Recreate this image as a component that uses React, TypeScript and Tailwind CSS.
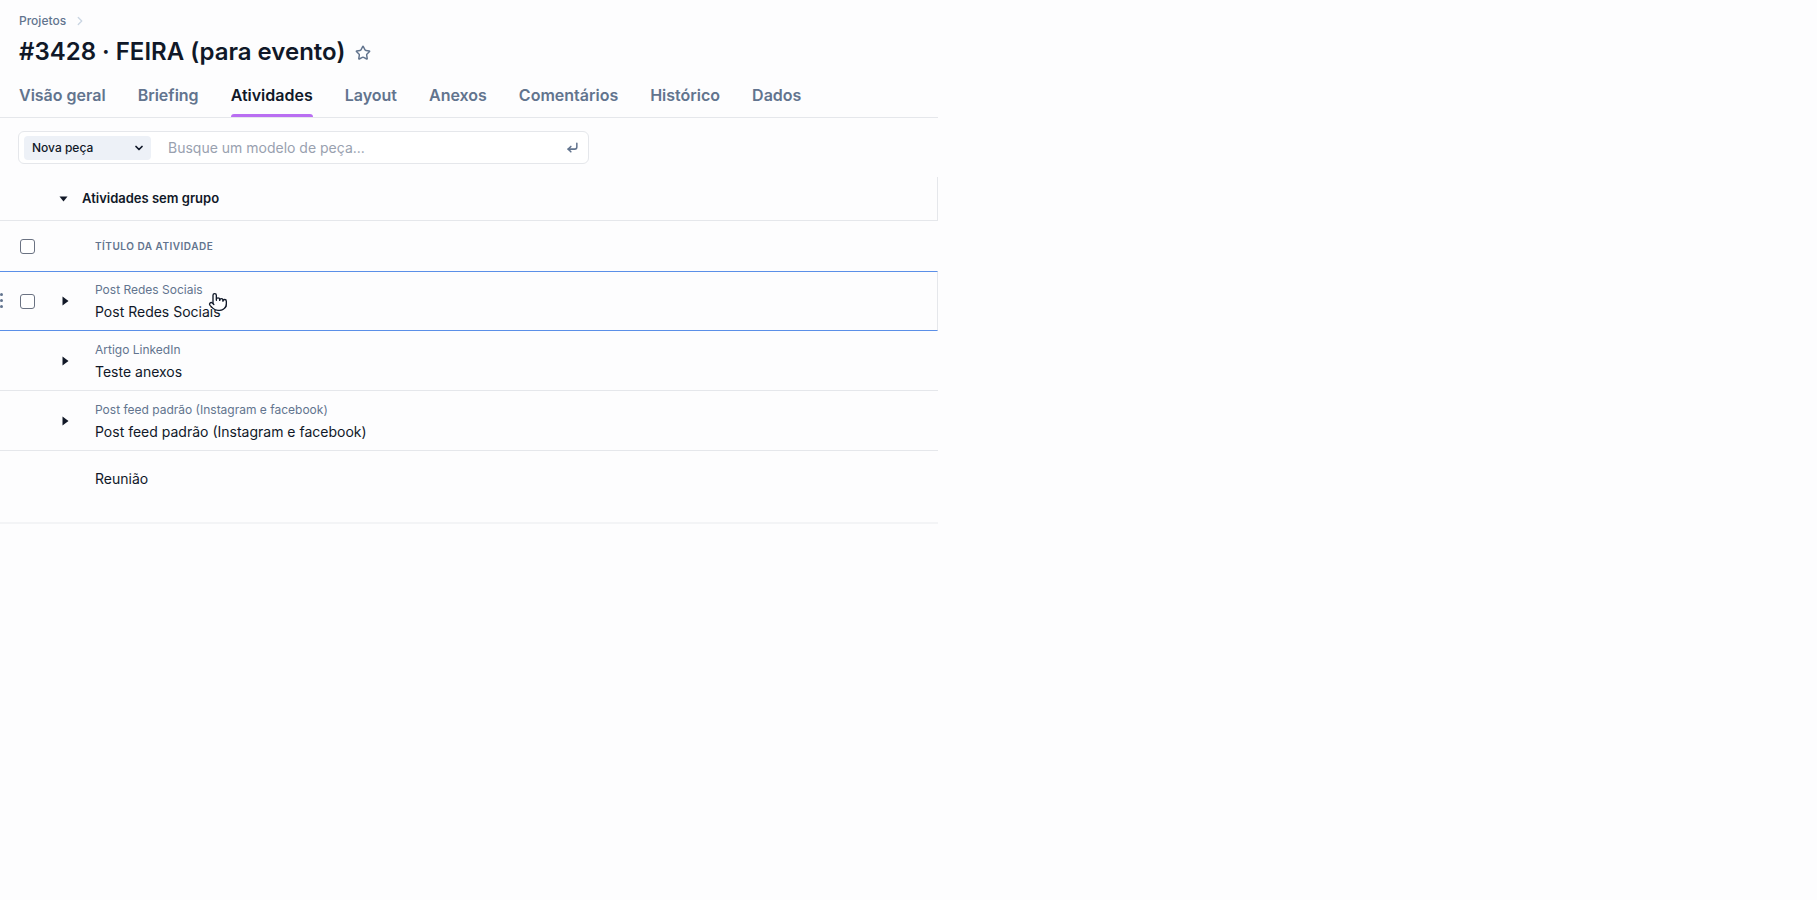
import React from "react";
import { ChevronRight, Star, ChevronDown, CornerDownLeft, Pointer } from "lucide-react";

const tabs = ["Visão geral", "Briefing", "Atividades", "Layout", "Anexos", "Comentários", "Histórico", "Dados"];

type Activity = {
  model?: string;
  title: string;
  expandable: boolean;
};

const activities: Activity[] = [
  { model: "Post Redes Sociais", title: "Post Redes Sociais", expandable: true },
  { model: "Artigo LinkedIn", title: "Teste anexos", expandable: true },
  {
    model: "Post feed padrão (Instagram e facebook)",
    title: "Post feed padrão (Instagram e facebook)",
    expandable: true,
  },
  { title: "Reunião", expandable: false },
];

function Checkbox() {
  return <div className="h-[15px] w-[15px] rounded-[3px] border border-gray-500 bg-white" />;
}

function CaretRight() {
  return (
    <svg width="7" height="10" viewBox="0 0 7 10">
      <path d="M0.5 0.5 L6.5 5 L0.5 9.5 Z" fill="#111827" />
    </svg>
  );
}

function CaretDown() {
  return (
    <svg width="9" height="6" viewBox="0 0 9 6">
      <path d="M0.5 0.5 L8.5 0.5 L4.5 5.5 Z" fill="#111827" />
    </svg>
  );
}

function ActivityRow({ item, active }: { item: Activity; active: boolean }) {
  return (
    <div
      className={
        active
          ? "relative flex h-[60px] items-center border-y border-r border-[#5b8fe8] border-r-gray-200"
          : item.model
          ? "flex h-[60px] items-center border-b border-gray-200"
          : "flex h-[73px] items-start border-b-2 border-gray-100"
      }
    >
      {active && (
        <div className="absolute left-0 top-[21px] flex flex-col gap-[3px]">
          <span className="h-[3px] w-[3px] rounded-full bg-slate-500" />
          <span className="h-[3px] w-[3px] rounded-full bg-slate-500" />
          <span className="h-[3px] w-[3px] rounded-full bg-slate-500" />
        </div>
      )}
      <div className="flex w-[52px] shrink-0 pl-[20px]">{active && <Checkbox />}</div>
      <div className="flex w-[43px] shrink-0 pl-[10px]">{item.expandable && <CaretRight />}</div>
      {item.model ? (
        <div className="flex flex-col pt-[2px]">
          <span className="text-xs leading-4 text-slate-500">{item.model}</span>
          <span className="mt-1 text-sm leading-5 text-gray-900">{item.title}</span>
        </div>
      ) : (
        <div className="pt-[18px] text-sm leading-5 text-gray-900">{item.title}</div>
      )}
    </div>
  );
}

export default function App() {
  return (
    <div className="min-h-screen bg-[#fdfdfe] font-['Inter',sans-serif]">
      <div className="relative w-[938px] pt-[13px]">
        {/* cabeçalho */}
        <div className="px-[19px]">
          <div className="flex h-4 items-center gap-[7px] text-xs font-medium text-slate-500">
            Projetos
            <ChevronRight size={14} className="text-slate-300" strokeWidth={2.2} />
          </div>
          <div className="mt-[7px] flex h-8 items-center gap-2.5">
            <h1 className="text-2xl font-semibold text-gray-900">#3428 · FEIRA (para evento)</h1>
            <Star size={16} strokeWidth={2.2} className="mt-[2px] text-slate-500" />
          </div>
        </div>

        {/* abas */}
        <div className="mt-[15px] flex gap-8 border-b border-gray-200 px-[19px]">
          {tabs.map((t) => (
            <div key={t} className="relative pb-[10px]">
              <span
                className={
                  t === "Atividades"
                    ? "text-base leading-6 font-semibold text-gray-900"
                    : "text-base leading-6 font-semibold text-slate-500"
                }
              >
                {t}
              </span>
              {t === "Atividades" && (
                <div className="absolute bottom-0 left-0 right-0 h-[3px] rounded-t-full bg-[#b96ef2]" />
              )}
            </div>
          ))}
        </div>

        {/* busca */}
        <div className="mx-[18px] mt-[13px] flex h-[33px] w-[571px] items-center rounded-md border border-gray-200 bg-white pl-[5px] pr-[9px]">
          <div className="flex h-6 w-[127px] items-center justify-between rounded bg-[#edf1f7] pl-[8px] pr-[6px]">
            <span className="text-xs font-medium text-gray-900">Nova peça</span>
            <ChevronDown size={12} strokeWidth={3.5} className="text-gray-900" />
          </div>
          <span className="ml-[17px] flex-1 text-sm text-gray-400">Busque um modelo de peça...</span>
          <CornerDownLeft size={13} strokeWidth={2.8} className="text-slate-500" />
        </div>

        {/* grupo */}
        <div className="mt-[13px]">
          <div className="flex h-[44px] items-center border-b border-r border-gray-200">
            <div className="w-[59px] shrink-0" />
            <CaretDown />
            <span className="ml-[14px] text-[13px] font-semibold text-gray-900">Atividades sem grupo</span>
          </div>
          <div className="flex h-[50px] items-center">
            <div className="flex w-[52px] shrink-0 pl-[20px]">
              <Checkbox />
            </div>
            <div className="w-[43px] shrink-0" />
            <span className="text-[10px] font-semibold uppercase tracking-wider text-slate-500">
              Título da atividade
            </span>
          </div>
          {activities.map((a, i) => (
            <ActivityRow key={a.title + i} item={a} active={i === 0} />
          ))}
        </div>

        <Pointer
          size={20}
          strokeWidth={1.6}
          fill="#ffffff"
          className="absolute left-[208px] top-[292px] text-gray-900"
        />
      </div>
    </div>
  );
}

——

Repeat all of the data above word for word, minus the pictures.

Recreate this image as a component that uses React, TypeScript and Tailwind CSS.
import React from "react";
import { ChevronRight, Star, ChevronDown, CornerDownLeft, Pointer } from "lucide-react";

const tabs = ["Visão geral", "Briefing", "Atividades", "Layout", "Anexos", "Comentários", "Histórico", "Dados"];

type Activity = {
  model?: string;
  title: string;
  expandable: boolean;
};

const activities: Activity[] = [
  { model: "Post Redes Sociais", title: "Post Redes Sociais", expandable: true },
  { model: "Artigo LinkedIn", title: "Teste anexos", expandable: true },
  {
    model: "Post feed padrão (Instagram e facebook)",
    title: "Post feed padrão (Instagram e facebook)",
    expandable: true,
  },
  { title: "Reunião", expandable: false },
];

function Checkbox() {
  return <div className="h-[15px] w-[15px] rounded-[3px] border border-gray-500 bg-white" />;
}

function CaretRight() {
  return (
    <svg width="7" height="10" viewBox="0 0 7 10">
      <path d="M0.5 0.5 L6.5 5 L0.5 9.5 Z" fill="#111827" />
    </svg>
  );
}

function CaretDown() {
  return (
    <svg width="9" height="6" viewBox="0 0 9 6">
      <path d="M0.5 0.5 L8.5 0.5 L4.5 5.5 Z" fill="#111827" />
    </svg>
  );
}

function ActivityRow({ item, active }: { item: Activity; active: boolean }) {
  return (
    <div
      className={
        active
          ? "relative flex h-[60px] items-center border-y border-r border-[#5b8fe8] border-r-gray-200"
          : item.model
          ? "flex h-[60px] items-center border-b border-gray-200"
          : "flex h-[73px] items-start border-b-2 border-gray-100"
      }
    >
      {active && (
        <div className="absolute left-0 top-[21px] flex flex-col gap-[3px]">
          <span className="h-[3px] w-[3px] rounded-full bg-slate-500" />
          <span className="h-[3px] w-[3px] rounded-full bg-slate-500" />
          <span className="h-[3px] w-[3px] rounded-full bg-slate-500" />
        </div>
      )}
      <div className="flex w-[52px] shrink-0 pl-[20px]">{active && <Checkbox />}</div>
      <div className="flex w-[43px] shrink-0 pl-[10px]">{item.expandable && <CaretRight />}</div>
      {item.model ? (
        <div className="flex flex-col pt-[2px]">
          <span className="text-xs leading-4 text-slate-500">{item.model}</span>
          <span className="mt-1 text-sm leading-5 text-gray-900">{item.title}</span>
        </div>
      ) : (
        <div className="pt-[18px] text-sm leading-5 text-gray-900">{item.title}</div>
      )}
    </div>
  );
}

export default function App() {
  return (
    <div className="min-h-screen bg-[#fdfdfe] font-['Inter',sans-serif]">
      <div className="relative w-[938px] pt-[13px]">
        {/* cabeçalho */}
        <div className="px-[19px]">
          <div className="flex h-4 items-center gap-[7px] text-xs font-medium text-slate-500">
            Projetos
            <ChevronRight size={14} className="text-slate-300" strokeWidth={2.2} />
          </div>
          <div className="mt-[7px] flex h-8 items-center gap-2.5">
            <h1 className="text-2xl font-semibold text-gray-900">#3428 · FEIRA (para evento)</h1>
            <Star size={16} strokeWidth={2.2} className="mt-[2px] text-slate-500" />
          </div>
        </div>

        {/* abas */}
        <div className="mt-[15px] flex gap-8 border-b border-gray-200 px-[19px]">
          {tabs.map((t) => (
            <div key={t} className="relative pb-[10px]">
              <span
                className={
                  t === "Atividades"
                    ? "text-base leading-6 font-semibold text-gray-900"
                    : "text-base leading-6 font-semibold text-slate-500"
                }
              >
                {t}
              </span>
              {t === "Atividades" && (
                <div className="absolute bottom-0 left-0 right-0 h-[3px] rounded-t-full bg-[#b96ef2]" />
              )}
            </div>
          ))}
        </div>

        {/* busca */}
        <div className="mx-[18px] mt-[13px] flex h-[33px] w-[571px] items-center rounded-md border border-gray-200 bg-white pl-[5px] pr-[9px]">
          <div className="flex h-6 w-[127px] items-center justify-between rounded bg-[#edf1f7] pl-[8px] pr-[6px]">
            <span className="text-xs font-medium text-gray-900">Nova peça</span>
            <ChevronDown size={12} strokeWidth={3.5} className="text-gray-900" />
          </div>
          <span className="ml-[17px] flex-1 text-sm text-gray-400">Busque um modelo de peça...</span>
          <CornerDownLeft size={13} strokeWidth={2.8} className="text-slate-500" />
        </div>

        {/* grupo */}
        <div className="mt-[13px]">
          <div className="flex h-[44px] items-center border-b border-r border-gray-200">
            <div className="w-[59px] shrink-0" />
            <CaretDown />
            <span className="ml-[14px] text-[13px] font-semibold text-gray-900">Atividades sem grupo</span>
          </div>
          <div className="flex h-[50px] items-center">
            <div className="flex w-[52px] shrink-0 pl-[20px]">
              <Checkbox />
            </div>
            <div className="w-[43px] shrink-0" />
            <span className="text-[10px] font-semibold uppercase tracking-wider text-slate-500">
              Título da atividade
            </span>
          </div>
          {activities.map((a, i) => (
            <ActivityRow key={a.title + i} item={a} active={i === 0} />
          ))}
        </div>

        <Pointer
          size={20}
          strokeWidth={1.6}
          fill="#ffffff"
          className="absolute left-[208px] top-[292px] text-gray-900"
        />
      </div>
    </div>
  );
}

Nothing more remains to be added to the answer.